What you are asked to do:
Set the listing down unchanged, minus every embedded image.

Supplied data:
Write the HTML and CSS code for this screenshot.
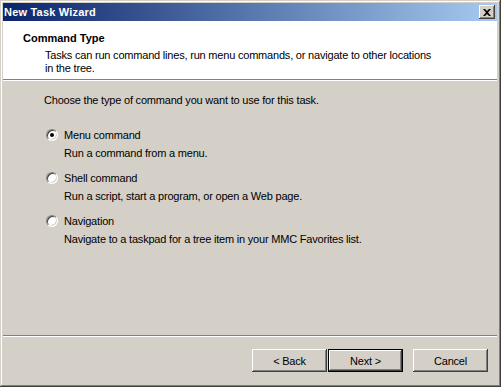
FILE: index.html
```html
<!DOCTYPE html>
<html lang="en">
<head>
  <meta charset="UTF-8" />
  <title>New Task Wizard</title>
  <link rel="stylesheet" href="styles.css">
</head>
<body>
  <div class="window">
    <div class="titlebar">
      <span class="title">New Task Wizard</span>
      <button class="close" aria-label="Close">
        <svg width="8" height="7" viewBox="0 0 8 7"><path d="M0 0h2l2 2 2-2h2L5 3.5 8 7H6L4 5 2 7H0l3-3.5z" fill="#000"/></svg>
      </button>
    </div>

    <div class="header">
      <div class="header-title">Command Type</div>
      <div class="header-desc">Tasks can run command lines, run menu commands, or navigate to other locations<br>in the tree.</div>
    </div>

    <div class="content">
      <p class="prompt">Choose the type of command you want to use for this task.</p>

      <div class="option">
        <label class="choice"><span class="radio checked"></span>Menu command</label>
        <div class="desc">Run a command from a menu.</div>
      </div>
      <div class="option">
        <label class="choice"><span class="radio"></span>Shell command</label>
        <div class="desc">Run a script, start a program, or open a Web page.</div>
      </div>
      <div class="option">
        <label class="choice"><span class="radio"></span>Navigation</label>
        <div class="desc">Navigate to a taskpad for a tree item in your MMC Favorites list.</div>
      </div>
    </div>

    <div class="footer">
      <button class="btn">&lt; Back</button>
      <button class="btn default">Next &gt;</button>
      <button class="btn cancel">Cancel</button>
    </div>
  </div>
</body>
</html>
```

FILE: styles.css
```css
html, body {
  margin: 0;
  padding: 0;
}

body {
  font-family: 'Liberation Sans', Arial, sans-serif;
  font-size: 11px;
  letter-spacing: -0.2px;
  color: #000;
  background: #d4d0c8;
}

.window {
  width: 501px;
  height: 387px;
  box-sizing: border-box;
  padding: 3px 4px 4px 3px;
  background: #d4d0c8;
  display: flex;
  flex-direction: column;
  box-shadow:
    inset -1px -1px #404040,
    inset 1px 1px #d4d0c8,
    inset -2px -2px #808080,
    inset 2px 2px #fff;
}

.titlebar {
  height: 18px;
  display: flex;
  align-items: center;
  justify-content: space-between;
  padding: 0 2px 0 0;
  background: linear-gradient(to right, #0a246a, #a6caf0);
}

.title {
  color: #fff;
  font-weight: bold;
  font-size: 11px;
  letter-spacing: 0.2px;
  padding-left: 1px;
}

.close {
  width: 16px;
  height: 14px;
  padding: 0;
  border: none;
  background: #d4d0c8;
  display: flex;
  align-items: center;
  justify-content: center;
  box-shadow:
    inset -1px -1px #404040,
    inset 1px 1px #fff,
    inset -2px -2px #808080,
    inset 2px 2px #d4d0c8;
}

.header {
  height: 58px;
  background: #fff;
  border-bottom: 1px solid #808080;
  padding: 0 0 0 20px;
}

.header-title {
  font-weight: bold;
  letter-spacing: 0;
  margin-top: 11px;
  line-height: 13px;
}

.header-desc {
  padding-left: 22px;
  margin-top: 4px;
  line-height: 13px;
}

.content {
  flex: 1;
  border-top: 1px solid #fff;
  padding: 13px 0 0 41px;
}

.prompt {
  margin: 0 0 21px;
  line-height: 13px;
}

.option {
  margin-bottom: 11px;
}

.choice {
  display: flex;
  align-items: center;
  gap: 6px;
  height: 13px;
  padding-left: 2px;
}

.radio {
  width: 12px;
  height: 12px;
  box-sizing: border-box;
  border-radius: 50%;
  background: #fff;
  border: 1px solid;
  border-color: #808080 #fff #fff #808080;
  box-shadow: inset 1px 1px #404040, inset -1px -1px #d4d0c8;
  position: relative;
}

.radio.checked::after {
  content: '';
  position: absolute;
  left: 3px;
  top: 3px;
  width: 4px;
  height: 4px;
  border-radius: 50%;
  background: #000;
}

.desc {
  padding-left: 20px;
  margin-top: 6px;
  line-height: 13px;
}

.footer {
  border-top: 1px solid #808080;
  box-shadow: inset 0 1px #fff;
  display: flex;
  justify-content: flex-end;
  padding: 13px 9px 11px 0;
}

.btn {
  width: 75px;
  height: 23px;
  margin-left: 0;
  font-family: inherit;
  font-size: 11px;
  letter-spacing: -0.2px;
  color: #000;
  background: #d4d0c8;
  border: none;
  box-shadow:
    inset -1px -1px #404040,
    inset 1px 1px #fff,
    inset -2px -2px #808080,
    inset 2px 2px #d4d0c8;
}

.btn.default {
  margin-left: 1px;
  box-shadow:
    inset 0 0 0 1px #000,
    inset -2px -2px #404040,
    inset 2px 2px #fff,
    inset -3px -3px #808080;
}

.btn.cancel {
  margin-left: 10px;
}
```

Expected output:
Write the HTML and CSS code for this screenshot.
FILE: index.html
```html
<!DOCTYPE html>
<html lang="en">
<head>
  <meta charset="UTF-8" />
  <title>New Task Wizard</title>
  <link rel="stylesheet" href="styles.css">
</head>
<body>
  <div class="window">
    <div class="titlebar">
      <span class="title">New Task Wizard</span>
      <button class="close" aria-label="Close">
        <svg width="8" height="7" viewBox="0 0 8 7"><path d="M0 0h2l2 2 2-2h2L5 3.5 8 7H6L4 5 2 7H0l3-3.5z" fill="#000"/></svg>
      </button>
    </div>

    <div class="header">
      <div class="header-title">Command Type</div>
      <div class="header-desc">Tasks can run command lines, run menu commands, or navigate to other locations<br>in the tree.</div>
    </div>

    <div class="content">
      <p class="prompt">Choose the type of command you want to use for this task.</p>

      <div class="option">
        <label class="choice"><span class="radio checked"></span>Menu command</label>
        <div class="desc">Run a command from a menu.</div>
      </div>
      <div class="option">
        <label class="choice"><span class="radio"></span>Shell command</label>
        <div class="desc">Run a script, start a program, or open a Web page.</div>
      </div>
      <div class="option">
        <label class="choice"><span class="radio"></span>Navigation</label>
        <div class="desc">Navigate to a taskpad for a tree item in your MMC Favorites list.</div>
      </div>
    </div>

    <div class="footer">
      <button class="btn">&lt; Back</button>
      <button class="btn default">Next &gt;</button>
      <button class="btn cancel">Cancel</button>
    </div>
  </div>
</body>
</html>
```

FILE: styles.css
```css
html, body {
  margin: 0;
  padding: 0;
}

body {
  font-family: 'Liberation Sans', Arial, sans-serif;
  font-size: 11px;
  letter-spacing: -0.2px;
  color: #000;
  background: #d4d0c8;
}

.window {
  width: 501px;
  height: 387px;
  box-sizing: border-box;
  padding: 3px 4px 4px 3px;
  background: #d4d0c8;
  display: flex;
  flex-direction: column;
  box-shadow:
    inset -1px -1px #404040,
    inset 1px 1px #d4d0c8,
    inset -2px -2px #808080,
    inset 2px 2px #fff;
}

.titlebar {
  height: 18px;
  display: flex;
  align-items: center;
  justify-content: space-between;
  padding: 0 2px 0 0;
  background: linear-gradient(to right, #0a246a, #a6caf0);
}

.title {
  color: #fff;
  font-weight: bold;
  font-size: 11px;
  letter-spacing: 0.2px;
  padding-left: 1px;
}

.close {
  width: 16px;
  height: 14px;
  padding: 0;
  border: none;
  background: #d4d0c8;
  display: flex;
  align-items: center;
  justify-content: center;
  box-shadow:
    inset -1px -1px #404040,
    inset 1px 1px #fff,
    inset -2px -2px #808080,
    inset 2px 2px #d4d0c8;
}

.header {
  height: 58px;
  background: #fff;
  border-bottom: 1px solid #808080;
  padding: 0 0 0 20px;
}

.header-title {
  font-weight: bold;
  letter-spacing: 0;
  margin-top: 11px;
  line-height: 13px;
}

.header-desc {
  padding-left: 22px;
  margin-top: 4px;
  line-height: 13px;
}

.content {
  flex: 1;
  border-top: 1px solid #fff;
  padding: 13px 0 0 41px;
}

.prompt {
  margin: 0 0 21px;
  line-height: 13px;
}

.option {
  margin-bottom: 11px;
}

.choice {
  display: flex;
  align-items: center;
  gap: 6px;
  height: 13px;
  padding-left: 2px;
}

.radio {
  width: 12px;
  height: 12px;
  box-sizing: border-box;
  border-radius: 50%;
  background: #fff;
  border: 1px solid;
  border-color: #808080 #fff #fff #808080;
  box-shadow: inset 1px 1px #404040, inset -1px -1px #d4d0c8;
  position: relative;
}

.radio.checked::after {
  content: '';
  position: absolute;
  left: 3px;
  top: 3px;
  width: 4px;
  height: 4px;
  border-radius: 50%;
  background: #000;
}

.desc {
  padding-left: 20px;
  margin-top: 6px;
  line-height: 13px;
}

.footer {
  border-top: 1px solid #808080;
  box-shadow: inset 0 1px #fff;
  display: flex;
  justify-content: flex-end;
  padding: 13px 9px 11px 0;
}

.btn {
  width: 75px;
  height: 23px;
  margin-left: 0;
  font-family: inherit;
  font-size: 11px;
  letter-spacing: -0.2px;
  color: #000;
  background: #d4d0c8;
  border: none;
  box-shadow:
    inset -1px -1px #404040,
    inset 1px 1px #fff,
    inset -2px -2px #808080,
    inset 2px 2px #d4d0c8;
}

.btn.default {
  margin-left: 1px;
  box-shadow:
    inset 0 0 0 1px #000,
    inset -2px -2px #404040,
    inset 2px 2px #fff,
    inset -3px -3px #808080;
}

.btn.cancel {
  margin-left: 10px;
}
```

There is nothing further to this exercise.